「オレ、結婚と昇進のダブルで幸せなはずなのに…」夫のうつ病の原因は「結婚生活」と「仕事」のどっち?
近年、メンタルヘルスの不調を訴える人が増加しています。厚生労働省のデータ(※)によれば、2020年の精神科の外来患者数は約590万人(約20人に1人)。 【データ】セックスレスの割合は? 年齢別セックスの目的は? ※ 厚生労働省「令和5年版 厚生労働白書-つながり・支え合いのある地域共生社会- 」 図表3-2-13 結婚と同時に管理職への昇進。おめでた続きで順風満帆に見えた男性は、その後うつ病で休職を余儀なくされました。彼が心を病んだ原因とは?
昇進と結婚、おめでた続きのはずが…
兵庫県在住の将児さん(仮名・38歳/会社員)は、大手機械メーカーのシステムエンジニア。30代半ばになり、チームリーダーを任されると、それまでとは仕事環境が一変、業務の大半がプロジェクト全体やお金の管理になりました。 プログラムを組むことが大好きで情熱をかけていた将児さんにとって、現場を離れてしまったのは自分のアイデンティティの一部を失ったようなものでした。彼にとっては大きな精神的ダメージとなったのです。 また、あまり場を仕切るのが得意でない将児さんは、管理職に向いていないと感じたこともストレスの一因です。 同じころに結婚が決まり、彼女と一緒に暮らし始めました。

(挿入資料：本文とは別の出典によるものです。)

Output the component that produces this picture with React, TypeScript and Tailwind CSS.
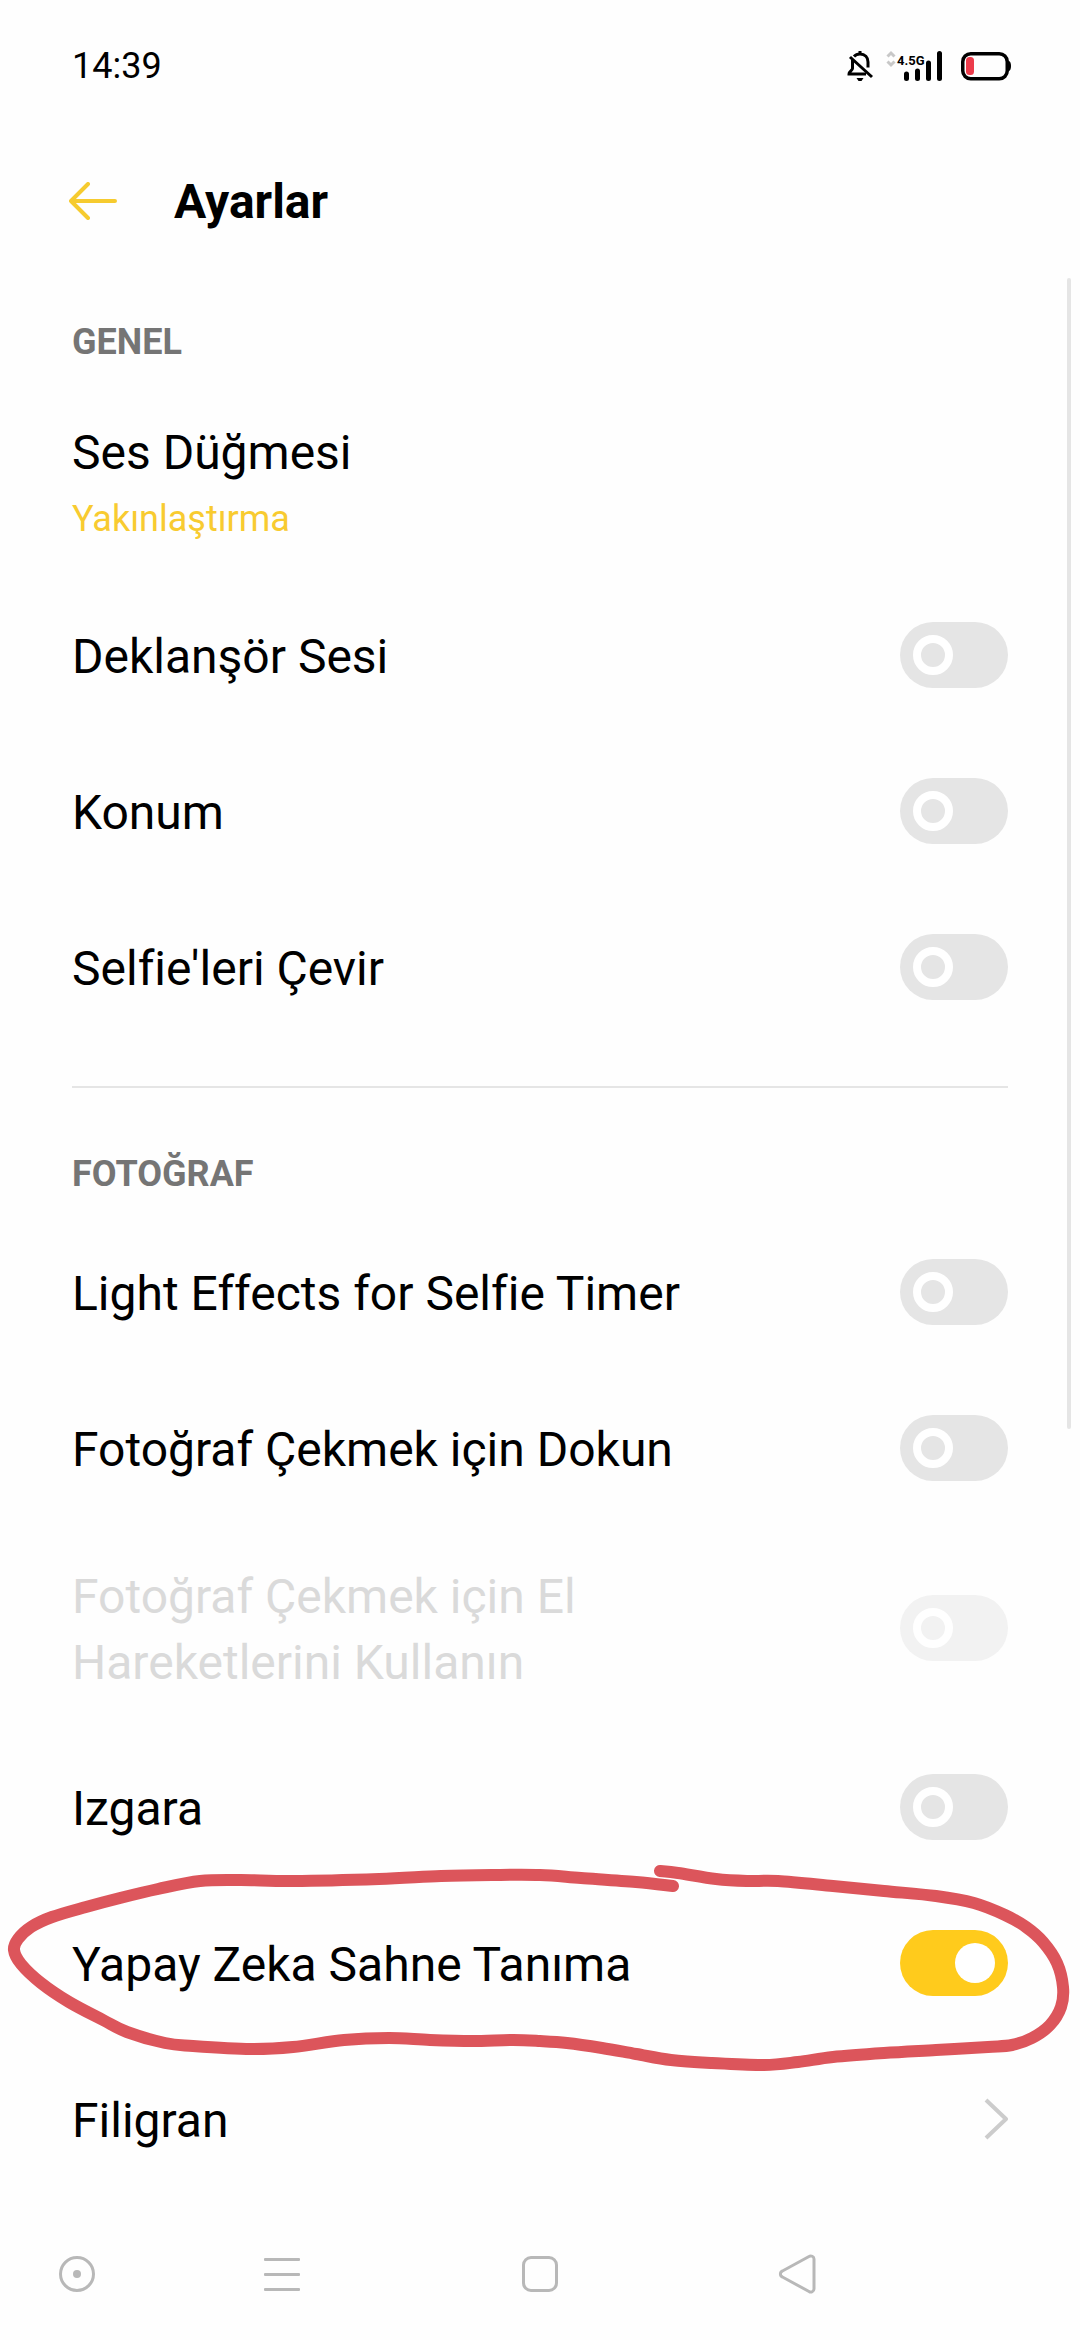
import { useId, useState } from "react";

type Point = [number, number];

// Hand-drawn ring round the highlighted row, one long stroke.
const RING: Point[] = [
  [660, 10], [678, 12], [716, 18], [747, 20], [778, 20], [833, 25], [884, 30],
  [936, 35], [974, 42], [1005, 54], [1026, 66], [1043, 81], [1057, 102],
  [1063, 126], [1061, 146], [1050, 164], [1032, 177], [1012, 184], [988, 186],
  [936, 189], [884, 192], [833, 196], [798, 201], [764, 204], [712, 202],
  [671, 199], [636, 193], [602, 187], [567, 182], [540, 180], [513, 179],
  [472, 180], [430, 179], [389, 177], [344, 179], [293, 186], [251, 188],
  [193, 185], [165, 182], [127, 171], [103, 159], [69, 141], [41, 122],
  [21, 103], [14, 89], [18, 78], [31, 66], [52, 56], [86, 46], [120, 37],
  [158, 28], [200, 20], [241, 19], [293, 20], [379, 18], [441, 15], [492, 14],
  [540, 14], [581, 17], [636, 21], [673, 25],
];

function smooth(points: Point[]) {
  let d = `M${points[0][0]} ${points[0][1]}`;
  for (let i = 0; i < points.length - 1; i++) {
    const a = points[Math.max(i - 1, 0)];
    const b = points[i];
    const c = points[i + 1];
    const e = points[Math.min(i + 2, points.length - 1)];
    d += `C${b[0] + (c[0] - a[0]) / 6} ${b[1] + (c[1] - a[1]) / 6} ${c[0] - (e[0] - b[0]) / 6} ${c[1] - (e[1] - b[1]) / 6} ${c[0]} ${c[1]}`;
  }
  return d;
}

function Ring() {
  return (
    <svg
      viewBox="0 0 1080 210"
      preserveAspectRatio="none"
      className="pointer-events-none absolute inset-x-0 -top-6 h-[210px] w-full"
      fill="none"
      stroke="#dc555b"
      strokeWidth="12"
      strokeLinecap="round"
      strokeLinejoin="round"
      aria-hidden="true"
    >
      <path d={smooth(RING)} />
    </svg>
  );
}

type ToggleRowProps = {
  label: string;
  defaultOn?: boolean;
  disabled?: boolean;
  highlighted?: boolean;
};

function ToggleRow({ label, defaultOn = false, disabled, highlighted }: ToggleRowProps) {
  const id = useId();
  const [on, setOn] = useState(defaultOn);

  return (
    <div
      className={`relative flex items-center justify-between px-[72px] ${
        disabled ? "h-[203px] text-[#dadada]" : "h-[156px]"
      }`}
    >
      <label htmlFor={id} className="max-w-[780px] pt-1 text-[48px] leading-[66px]">
        {label}
      </label>
      <span className="relative h-[66px] w-[108px] shrink-0">
        <input
          id={id}
          type="checkbox"
          role="switch"
          checked={on}
          disabled={disabled}
          onChange={(e) => setOn(e.target.checked)}
          className="block h-full w-full appearance-none rounded-full bg-[#e5e5e5] checked:bg-[#ffcb1c] disabled:bg-[#f2f2f2]"
        />
        <span
          className={`pointer-events-none absolute top-[13px] h-10 w-10 rounded-full border-white ${
            on ? "right-[13px] bg-white" : "left-[13px] border-8"
          }`}
        />
      </span>
      {highlighted ? <Ring /> : null}
    </div>
  );
}

function SectionTitle({ children }: { children: string }) {
  return (
    <h2 className="px-[72px] text-[36px] leading-[48px] font-bold text-[#757575]">
      {children}
    </h2>
  );
}

function StatusBar() {
  return (
    <div className="flex h-[132px] items-center justify-between pr-[68px] pl-[72px]">
      <span className="text-[36px] leading-[48px]">14:39</span>
      <div className="flex items-center">
        <svg width="28" height="32" viewBox="0 0 28 32" fill="none" stroke="#000" strokeWidth="3" aria-hidden="true">
          <path d="M8 6.500C9.500 4.800 11.500 4 14 4c5 0 8 3.500 8 8v5.500M6.500 10v8.500c0 1.800-3.500 2.500-3.500 5.500h17" />
          <path d="M14 1v3M4 7l22 20" />
          <path d="M10.500 28h7l-2 3h-3z" fill="#000" stroke="none" />
        </svg>
        <svg width="58" height="32" viewBox="0 0 58 32" className="ml-3" aria-label="4.5G">
          <path d="M1.500 6.500 5 3l3.500 3.500M1.500 11.500 5 15l3.500-3.500" fill="none" stroke="#c8c8c8" strokeWidth="3" />
          <text x="11" y="15" className="text-[13px] font-bold">
            4.5G
          </text>
          <g stroke="#000" strokeWidth="5" strokeLinecap="round">
            <path d="M20.500 24v4.500M31.500 21v7.500M42.500 13v15.500M53.500 3.500v25" />
          </g>
        </svg>
        <svg width="51" height="30" viewBox="0 0 51 30" className="ml-[17px]" aria-hidden="true">
          <rect x="1.750" y="2.750" width="44.500" height="25" rx="8" fill="none" stroke="#000" strokeWidth="3.500" />
          <path d="M47 9.500c2.500.8 3 3 3 5.500s-.5 4.700-3 5.500z" />
          <rect x="5" y="6" width="8" height="18" rx="3.500" fill="#ec3b4b" />
        </svg>
      </div>
    </div>
  );
}

function NavBar() {
  const button = "flex items-center justify-center";
  return (
    <nav className="mt-auto grid h-[132px] grid-cols-[153fr_258fr_258fr_258fr_153fr] text-[#b8b8b8]">
      <button type="button" aria-label="Asistan" className={button}>
        <svg width="36" height="36" viewBox="0 0 36 36" fill="none" stroke="currentColor" strokeWidth="3">
          <circle cx="18" cy="18" r="16.500" />
          <circle cx="18" cy="18" r="4" fill="currentColor" stroke="none" />
        </svg>
      </button>
      <button type="button" aria-label="Son uygulamalar" className={button}>
        <svg width="36" height="36" viewBox="0 0 36 36" fill="currentColor">
          <rect y="2" width="36" height="3" rx="1" />
          <rect y="17" width="36" height="3" rx="1" />
          <rect y="32" width="36" height="3" rx="1" />
        </svg>
      </button>
      <button type="button" aria-label="Ana ekran" className={button}>
        <svg width="36" height="36" viewBox="0 0 36 36" fill="none" stroke="currentColor" strokeWidth="3">
          <rect x="1.500" y="1.500" width="33" height="33" rx="7.500" />
        </svg>
      </button>
      <button type="button" aria-label="Geri" className={button}>
        <svg width="40" height="40" viewBox="0 0 40 40" fill="none" stroke="currentColor" strokeWidth="3">
          <path d="M31 2.500 4.500 17a3.200 3.200 0 0 0 0 6L31 37.500a3.200 3.200 0 0 0 5-2.500V5a3.200 3.200 0 0 0-5-2.500z" />
        </svg>
      </button>
    </nav>
  );
}

export default function App() {
  return (
    <div className="flex min-h-screen flex-col bg-[#fefefe] font-[Roboto,sans-serif] text-black [font-variant-ligatures:none]">
      <StatusBar />

      <header className="flex h-[138px] items-center pl-[69px]">
        <button type="button" aria-label="Geri dön" className="text-[#f6cb2f]">
          <svg
            width="48"
            height="38"
            viewBox="0 0 48 38"
            fill="none"
            stroke="currentColor"
            strokeWidth="4"
            strokeLinecap="round"
            strokeLinejoin="round"
          >
            <path d="M46 19H2M19 2 2 19l17 17" />
          </svg>
        </button>
        <h1 className="ml-[57px] pt-0.5 text-[48px] leading-[66px] font-bold">Ayarlar</h1>
      </header>

      <main className="relative">
        <section className="pt-12">
          <SectionTitle>GENEL</SectionTitle>
          <button type="button" className="mt-[54px] block w-full px-[72px] pb-[31px] text-left">
            <span className="block text-[48px] leading-[66px]">Ses Düğmesi</span>
            <span className="mt-1.5 block text-[36px] leading-[54px] text-[#f8cb30]">
              Yakınlaştırma
            </span>
          </button>
          <ToggleRow label="Deklanşör Sesi" />
          <ToggleRow label="Konum" />
          <ToggleRow label="Selfie'leri Çevir" />
        </section>

        <hr className="mx-[72px] mt-[41px] border-t-2 border-[#e5e5e5]" />

        <section className="pt-[62px]">
          <SectionTitle>FOTOĞRAF</SectionTitle>
          <div className="pt-4">
            <ToggleRow label="Light Effects for Selfie Timer" />
            <ToggleRow label="Fotoğraf Çekmek için Dokun" />
            <ToggleRow label="Fotoğraf Çekmek için El Hareketlerini Kullanın" disabled />
            <ToggleRow label="Izgara" />
            <ToggleRow label="Yapay Zeka Sahne Tanıma" defaultOn highlighted />
            <button type="button" className="flex h-[156px] w-full items-center justify-between px-[72px]">
              <span className="pt-1 text-[48px] leading-[66px]">Filigran</span>
              <svg
                width="24"
                height="42"
                viewBox="0 0 24 42"
                fill="none"
                stroke="#cccccc"
                strokeWidth="4"
                strokeLinejoin="round"
                aria-hidden="true"
              >
                <path d="M2 2l20 19L2 40" />
              </svg>
            </button>
          </div>
        </section>

        <div className="absolute top-2 right-[9px] h-[1151px] w-1 rounded-full bg-[#e5e5e5]" />
      </main>

      <NavBar />
    </div>
  );
}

新婚の楽しい時期だというのになぜかこのころから、日々「しんどい」「つらい」と感じるようになったといいます。 振り返ってみると、彼にとってつらかったのは、毎週のようにスケジュールに組み込まれた結婚式の打ち合わせでした。 結婚式に関しては新婦がイニシアティブを握ることも少なくありません。しかし、彼女は自分で何かを決めるのが苦手なタイプ。 将児さんもリーダーシップがある方ではありません。それでも将児さんは、「彼女に喜んでほしい、負担をかけたくない」とできるだけ自らが動こうとしました。 今思えば「それが間違いだった」のです。 振り返ってみると、このときにすでに心を病む兆候が出ていたのかもしれません。「結婚式のひとつひとつを決断することが耐えがたい苦痛だった」と将児さん。 彼女がドレスをいくつか試着して「どれがいい?」と尋ねても「どれもキレイ」としか答えられなかったといいます。彼女が悪いわけではなく、「自分自身のキャパを完全に超えていていた」と将児さんは話します。